Former president of the Legislative Council Meredith Burgmann doesn’t see it like this. Her view is that voters who are worried that preferencing Labor will entail support for Eric Roozendal are missing the point that their preferences will also push candidates like Ferguson over the line — and if they’re not allocated they may be distributed to one of the extreme right parties.

Shoebridge told New Matilda today that the Greens position is that the upper house will be decided on primary votes. Antony Green and Ben Raue agree with him. Their analysis suggest that the Greens preference decision will have little impact on Labor’s prospects in the Upper House. Raue writes:

"If the right wing gains control of the upper house it is because of the massive unpopularity of the current government causing a massive landslide to the right."

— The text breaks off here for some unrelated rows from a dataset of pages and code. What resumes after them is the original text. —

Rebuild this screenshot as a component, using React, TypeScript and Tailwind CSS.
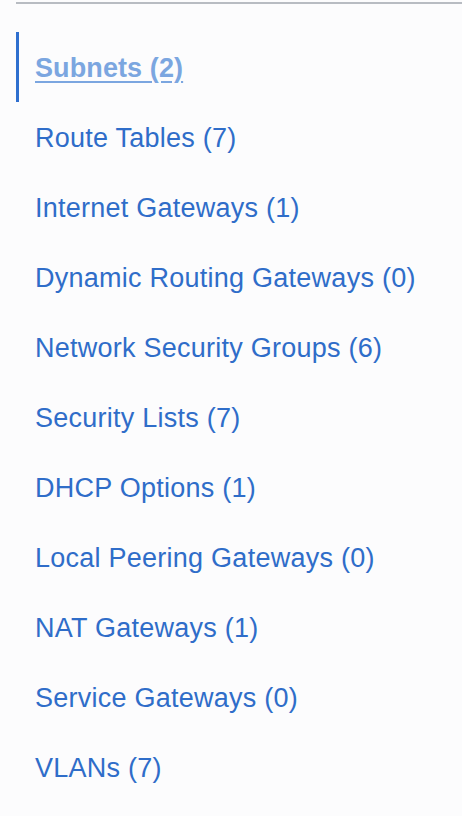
export default function App() {
  const items = [
    "Subnets (2)",
    "Route Tables (7)",
    "Internet Gateways (1)",
    "Dynamic Routing Gateways (0)",
    "Network Security Groups (6)",
    "Security Lists (7)",
    "DHCP Options (1)",
    "Local Peering Gateways (0)",
    "NAT Gateways (1)",
    "Service Gateways (0)",
    "VLANs (7)",
  ];
  return (
    <div
      className="w-[462px] h-[816px] bg-[#fcfcfd] pl-4 pt-[2px] overflow-hidden"
      style={{ fontFamily: '"Liberation Sans", Arial, sans-serif' }}
    >
      <div className="border-t-2 border-[#b8bcc2]" />
      <ul className="mt-[28px]">
        {items.map((t, i) => (
          <li
            key={t}
            className={
              "h-[70px] flex items-center pl-4 pt-[2px] border-l-[3px] " +
              (i === 0 ? "border-[#2f6fcf]" : "border-transparent")
            }
          >
            <a
              className={
                i === 0
                  ? "text-[27px] font-bold tracking-[0.1px] text-[#7ba6e0] underline underline-offset-[4px] decoration-2"
                  : "text-[27px] tracking-[0.25px] text-[#2f6dc9]"
              }
            >
              {t}
            </a>
          </li>
        ))}
      </ul>
    </div>
  );
}
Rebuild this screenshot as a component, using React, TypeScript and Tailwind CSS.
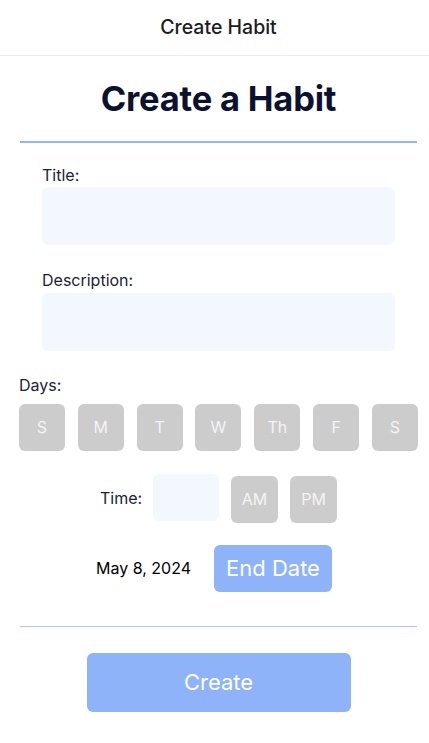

"Greens preferencing decisions have no impact on that outcome. I’m sure that the Labor types coming out and crying foul know that. They know that their policies have driven away a large proportion of their voter base, and are facing a massive disaster. The latest hysteria about Greens preferences seems to be nothing more than an attempt to blame the Greens for their impending defeat." 

The optional preference voting laws are complex and poorly understood, argues Eva Cox, who pointed out scenarios in which a failure to preference might result in votes for the Greens being directed to the extreme right parties. (Here’s clarification from Green on NSW preference flows under optional preferential voting.) Cox, like Meredith Burgmann, encouraged voters to distribute their preferences above the line rather than following the cue of the Greens.

There’s no doubt that the speakers and audience at today’s forum shared a genuine desire to find a progressive consensus. And even if, as Paul McAleer of the MUA phrased it, "egotistical hysteria gets in the way of progressive outcomes", there’s a common enemy in sight.

Still, strategies for withholding the balance of power from extreme right wing parties were thin on the ground. Some speakers made direct appeals to the Greens to reconsider their preference decision — but the only substantial decision taken was to produce brief plain English guides to preferential voting to ensure that voters know where their preferences are heading.

The forum was chaired by GetUp’s Simon Sheikh who pledged to use GetUp’s networks to help. Even so, with less than two weeks till polling day, spreading the word will take some considerable effort. And on current polling, progressives are  going to struggle to make their voices heard in the Legislative Council.